Ph.D. (2002) Cornell University
Abstract: Our main interest is using a computer to rigorously study ε-pseudo orbits for polynomial diffeomorphisms of C2. Periodic ε-pseudo orbits form the ε-chain recurrent set, Rε. The intersection ∩ε > 0Rε is the chain recurrent set, R. This set is of fundamental importance in dynamical systems.
Due to the theoretical and practical difficulties involved in the study of C2, computers will presumably play a role in such efforts. Our aim is to use computers not only for inspiration, but to perform rigorous mathematical proofs.
In this dissertation, we develop a computer program, called Hypatia, which locates Rε, sorts points into components according to their ε-dynamics, and investigates the property of hyperbolicity on Rε. The output is either "yes", in which case the computation proves hyperbolicity, or "not for this ε", in which case information is provided on numerical or dynamical obstructions.

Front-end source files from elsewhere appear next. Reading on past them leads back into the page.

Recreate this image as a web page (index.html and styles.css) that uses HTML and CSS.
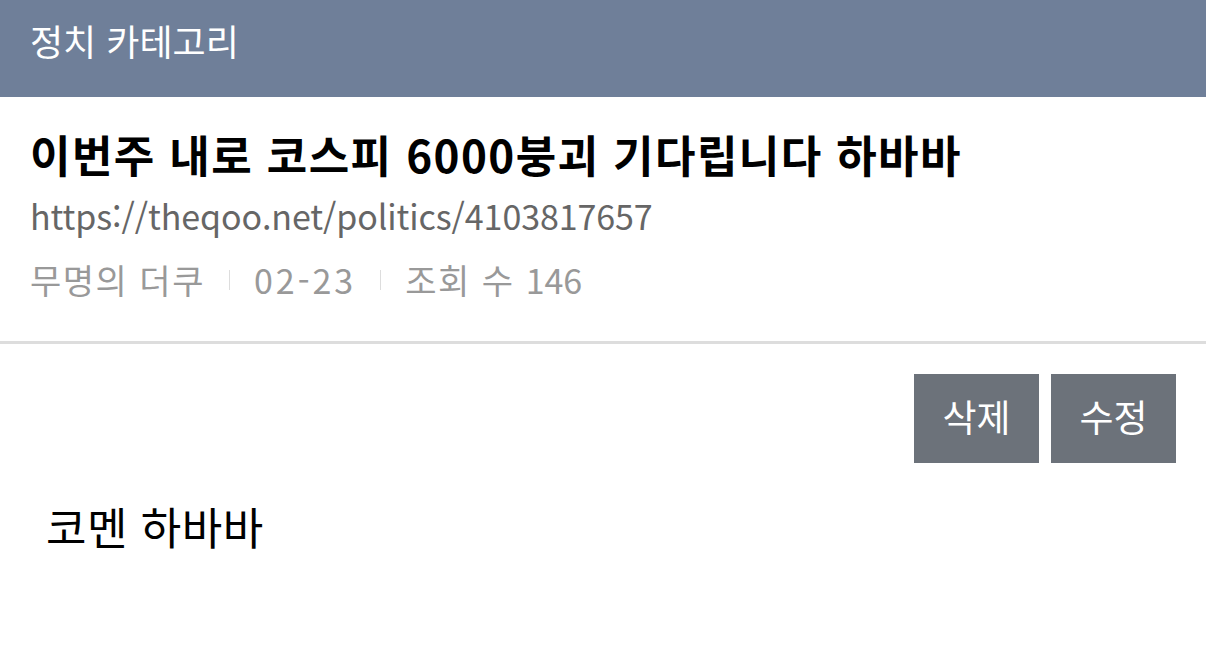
FILE: index.html
```html
<!DOCTYPE html>
<html lang="ko">
<head>
  <meta charset="UTF-8">
  <meta name="viewport" content="width=device-width, initial-scale=1.0">
  <title>정치 카테고리</title>
  <link rel="stylesheet" href="styles.css">
</head>
<body>
  <header class="cate-bar">정치 카테고리</header>

  <div class="post-head">
    <h1 class="post-title">이번주 내로 코스피 6000붕괴 기다립니다 하바바</h1>
    <div class="post-url">https://theqoo.net/politics/4103817657</div>
    <div class="post-meta">
      <span>무명의 더쿠</span>
      <span class="sep"></span>
      <span class="num">02-23</span>
      <span class="sep"></span>
      <span>조회 수 <span class="count">146</span></span>
    </div>
  </div>

  <div class="post-actions">
    <button class="btn">삭제</button>
    <button class="btn">수정</button>
  </div>

  <div class="post-body">코멘 하바바</div>
</body>
</html>
```

FILE: styles.css
```css
body {
  margin: 0;
  font-family: "Noto Sans CJK KR", "Noto Sans", sans-serif;
  background: #fff;
  color: #000;
}

.cate-bar {
  height: 97px;
  background-color: #6f7f99;
  color: #fff;
  font-size: 36px;
  line-height: 80px;
  padding-left: 30px;
}

.post-head {
  padding: 25px 30px 0;
  height: 219px;
  border-bottom: 3px solid #dddddd;
  box-sizing: content-box;
}

.post-title {
  margin: 0;
  font-size: 44px;
  font-weight: 700;
  line-height: 64px;
  letter-spacing: 1.4px;
}

.post-url {
  font-size: 34px;
  color: #666;
  line-height: 44px;
  margin-top: 8px;
  letter-spacing: -0.1px;
}

.post-meta {
  display: flex;
  align-items: center;
  font-size: 34px;
  color: #999;
  line-height: 44px;
  margin-top: 20px;
  letter-spacing: 1.5px;
}

.post-meta .num {
  letter-spacing: 3px;
}

.post-meta .count {
  letter-spacing: 0;
}

.sep {
  width: 1px;
  height: 20px;
  background: #ddd;
  margin: 0 24px;
}

.post-actions {
  display: flex;
  justify-content: flex-end;
  gap: 12px;
  padding: 30px 30px 0;
}

.btn {
  width: 125px;
  height: 89px;
  border: none;
  background-color: #6c727a;
  color: #fff;
  font-family: inherit;
  font-size: 37px;
  padding: 0 0 5px;
  cursor: pointer;
}

.post-body {
  padding: 28px 46px;
  font-size: 44px;
  line-height: 70px;
  letter-spacing: 0.5px;
}
```
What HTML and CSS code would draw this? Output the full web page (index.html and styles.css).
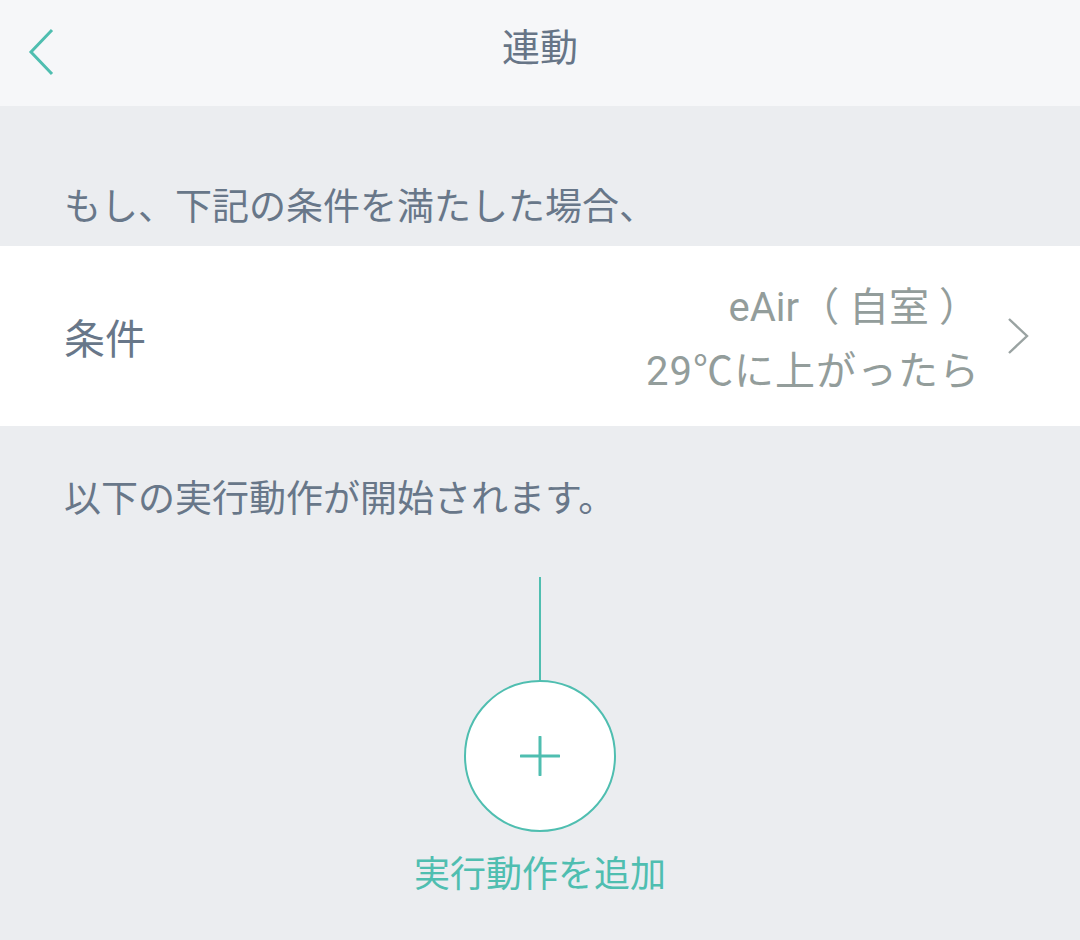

A diffeomorphism f is hyperbolic on a set X if for each x there is a splitting of the tangent bundle of x into an unstable and a stable direction, with the unstable (stable) direction expanded by f (f--1). A diffeomorphism is hyperbolic if it is hyperbolic on its chain recurrent set.
Hyperbolicity is an interesting property for several reasons. Hyperbolic diffeomorphisms exhibit shadowing on R, i.e., ε-pseudo orbits are delta-close to true orbits. Thus they can be understood using combinatorial models. Shadowing also implies structural stablity, i.e., in a neighborhood in parameter space the behavior is constant. These properties make hyperbolic diffeomorphisms amenable to computer investigation via ε-pseudo orbits.
We first discuss Hypatia for polynomial maps of C. We then extend to polynomial diffeomorphisms of C2. In particular, we examine the class of Hénon diffeomorphisms, given byHa,c : (x, y) → ( x2 + c - ay, x).
This is a large class of diffeomorphisms which provide a good starting point for understanding polynomial diffeomorphisms of C2. However, basic questions about the complex Hénon family remain unanswered.
In this work, we describe some Hénon diffeomorphisms for which Hypatia verifies hyperbolicity, and the obstructions found in testing hyperbolicity of other examples.